Bob Myers makes an electronic drop-in replacement for the stock tach amplifier. He will be programming one to trigger a vacuum solenoid from 0-2300rpm, that will control an air recirculation valve (ARV) to dump intake air from the manifold back to the turbo inlet via 3/4" hose. The valve to be used is a common air injection shutoff valve used on pretty much every g@sser W126 model.
This will increase the effective displacement of the engine by roughly 20% and bring airflow to the right of the surge line.
The graph below shows airflow at my altitude of 5200' from 1500-2300rpm at the 4, 10 and 13psi stages.
Red= no recirculation
Blue = recirculation w/water injection
If this works out there will no longer be any need to pursue an 1800rpm stall speed torque converter.
The valve is installed with a few alterations.
Bench testing found the valve can't hold more than 10psi without leaking. To counter this I made the vent side of the control solenoid open to manifold pressure with a check valve to prevent air constantly flowing in-out of the valve.
Water injection is disabled with the valve open to prevent water getting into the turbo's control system.
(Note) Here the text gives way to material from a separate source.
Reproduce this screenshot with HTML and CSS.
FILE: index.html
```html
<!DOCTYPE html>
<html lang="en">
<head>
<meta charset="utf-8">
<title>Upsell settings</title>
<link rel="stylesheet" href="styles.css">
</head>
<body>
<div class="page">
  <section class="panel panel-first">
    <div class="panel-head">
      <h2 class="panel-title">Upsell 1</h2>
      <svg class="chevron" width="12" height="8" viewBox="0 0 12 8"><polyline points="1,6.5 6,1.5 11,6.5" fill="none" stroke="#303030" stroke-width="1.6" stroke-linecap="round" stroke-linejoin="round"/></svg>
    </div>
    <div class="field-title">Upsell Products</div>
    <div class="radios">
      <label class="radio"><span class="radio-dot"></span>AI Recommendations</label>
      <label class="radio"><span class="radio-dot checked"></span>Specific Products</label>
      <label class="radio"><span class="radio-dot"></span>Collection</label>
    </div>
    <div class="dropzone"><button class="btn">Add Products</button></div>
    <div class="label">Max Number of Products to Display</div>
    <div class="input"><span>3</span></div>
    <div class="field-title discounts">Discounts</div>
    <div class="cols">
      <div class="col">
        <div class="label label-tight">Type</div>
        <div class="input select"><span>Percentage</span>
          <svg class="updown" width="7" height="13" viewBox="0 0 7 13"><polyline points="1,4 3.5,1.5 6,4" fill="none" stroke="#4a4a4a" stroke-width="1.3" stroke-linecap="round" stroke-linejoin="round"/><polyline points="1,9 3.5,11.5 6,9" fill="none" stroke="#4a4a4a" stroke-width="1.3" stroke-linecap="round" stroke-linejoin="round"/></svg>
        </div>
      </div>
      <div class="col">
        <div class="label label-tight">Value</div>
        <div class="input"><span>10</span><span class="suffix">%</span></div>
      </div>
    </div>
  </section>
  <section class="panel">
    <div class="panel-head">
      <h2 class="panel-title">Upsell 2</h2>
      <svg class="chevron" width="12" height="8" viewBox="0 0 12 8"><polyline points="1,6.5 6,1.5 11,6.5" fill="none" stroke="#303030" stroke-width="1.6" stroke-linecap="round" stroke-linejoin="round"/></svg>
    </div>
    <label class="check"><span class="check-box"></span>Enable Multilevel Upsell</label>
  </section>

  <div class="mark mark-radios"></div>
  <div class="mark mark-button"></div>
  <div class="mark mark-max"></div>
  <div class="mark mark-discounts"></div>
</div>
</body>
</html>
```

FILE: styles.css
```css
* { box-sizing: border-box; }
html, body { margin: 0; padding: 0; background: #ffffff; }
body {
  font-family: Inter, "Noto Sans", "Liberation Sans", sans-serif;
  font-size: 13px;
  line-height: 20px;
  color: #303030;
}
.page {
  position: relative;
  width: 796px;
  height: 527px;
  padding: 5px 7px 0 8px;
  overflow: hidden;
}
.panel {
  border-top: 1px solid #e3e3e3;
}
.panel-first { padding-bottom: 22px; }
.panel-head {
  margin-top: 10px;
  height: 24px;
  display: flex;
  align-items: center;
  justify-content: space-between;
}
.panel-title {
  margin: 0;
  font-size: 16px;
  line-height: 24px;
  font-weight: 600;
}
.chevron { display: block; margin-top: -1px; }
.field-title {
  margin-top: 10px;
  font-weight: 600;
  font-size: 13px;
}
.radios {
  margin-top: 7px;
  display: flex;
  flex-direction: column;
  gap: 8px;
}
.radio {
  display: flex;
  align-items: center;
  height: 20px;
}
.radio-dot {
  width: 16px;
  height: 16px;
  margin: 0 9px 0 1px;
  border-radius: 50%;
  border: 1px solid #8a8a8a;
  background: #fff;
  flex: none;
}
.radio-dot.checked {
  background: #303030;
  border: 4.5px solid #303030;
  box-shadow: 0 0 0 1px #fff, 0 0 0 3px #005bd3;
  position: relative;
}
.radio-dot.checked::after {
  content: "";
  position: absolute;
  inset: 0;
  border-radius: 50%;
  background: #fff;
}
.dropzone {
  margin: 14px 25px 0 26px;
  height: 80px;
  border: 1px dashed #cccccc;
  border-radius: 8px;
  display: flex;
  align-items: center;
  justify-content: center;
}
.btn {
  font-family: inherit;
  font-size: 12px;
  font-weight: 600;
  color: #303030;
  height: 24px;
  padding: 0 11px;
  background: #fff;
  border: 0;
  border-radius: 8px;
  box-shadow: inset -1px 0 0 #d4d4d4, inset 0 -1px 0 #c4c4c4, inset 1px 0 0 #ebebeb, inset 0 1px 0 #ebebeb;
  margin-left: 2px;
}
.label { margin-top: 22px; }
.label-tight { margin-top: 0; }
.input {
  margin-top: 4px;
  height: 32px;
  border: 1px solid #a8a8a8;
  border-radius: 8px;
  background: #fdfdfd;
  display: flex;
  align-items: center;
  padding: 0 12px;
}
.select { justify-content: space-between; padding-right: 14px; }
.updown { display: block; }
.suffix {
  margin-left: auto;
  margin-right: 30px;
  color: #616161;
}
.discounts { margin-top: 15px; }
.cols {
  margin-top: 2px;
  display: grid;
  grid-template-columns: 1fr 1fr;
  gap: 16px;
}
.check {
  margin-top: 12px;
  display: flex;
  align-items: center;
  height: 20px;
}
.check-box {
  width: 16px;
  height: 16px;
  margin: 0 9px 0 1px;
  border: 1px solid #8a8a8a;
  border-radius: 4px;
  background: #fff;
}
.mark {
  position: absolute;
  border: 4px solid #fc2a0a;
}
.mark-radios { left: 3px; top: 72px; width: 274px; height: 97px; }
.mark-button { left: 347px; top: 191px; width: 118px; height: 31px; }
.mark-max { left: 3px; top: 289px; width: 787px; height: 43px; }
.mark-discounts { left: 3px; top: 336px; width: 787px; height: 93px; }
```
A light in the cluster was added to show when its open.
A manual switch was added to disable operation if desired.
The valve flows too much air when open, drive pressure is high and boost is very slow to build even at high throttle rates. I will modify the ARV with a stop screw to limit valve lift.
There is too much air flow noise, I will install a muffler from a Ford's Air injection system.
Garret's compressor wheels are designed for gasoline engines. Its a good, very fast spooling turbo, but it spools too fast for an OM617 and surges below 2000rpm. The ARV was a good compromise but ultimately not what I was really happy living with.
The Holset I have now is a much better turbo all-round; more efficient, better quality, more durable. All it needs is a VGT turbine, which Holset announced this year and should start producing any time. As soon as I can find a part number I'll buy one new.
I will be very interested to see you run one when they come out, sounds like it could potentially be the perfect turbo for these engines, but I guess there will be a controller involved. Your controller seems to be the best I've read about, but I was hoping an IC based one would come around for us to copy or buy. Thanks to you I have learned an immense amount about turbos overall and even more specifically pertaining to the 617, but I'm hesitant to replicate the analog controller due to complexity at least for now. But I appreciate yoru posts.
Its not complex at all. Its just 3 ball-spring regulators like used with normal turbos (manual boost controllers), two roller valves and a vacuum actuator. The valves could easily be substituted with electrical roller switches and vacuum solenoids but I wanted to make it electricity-free for simplicity and reliability.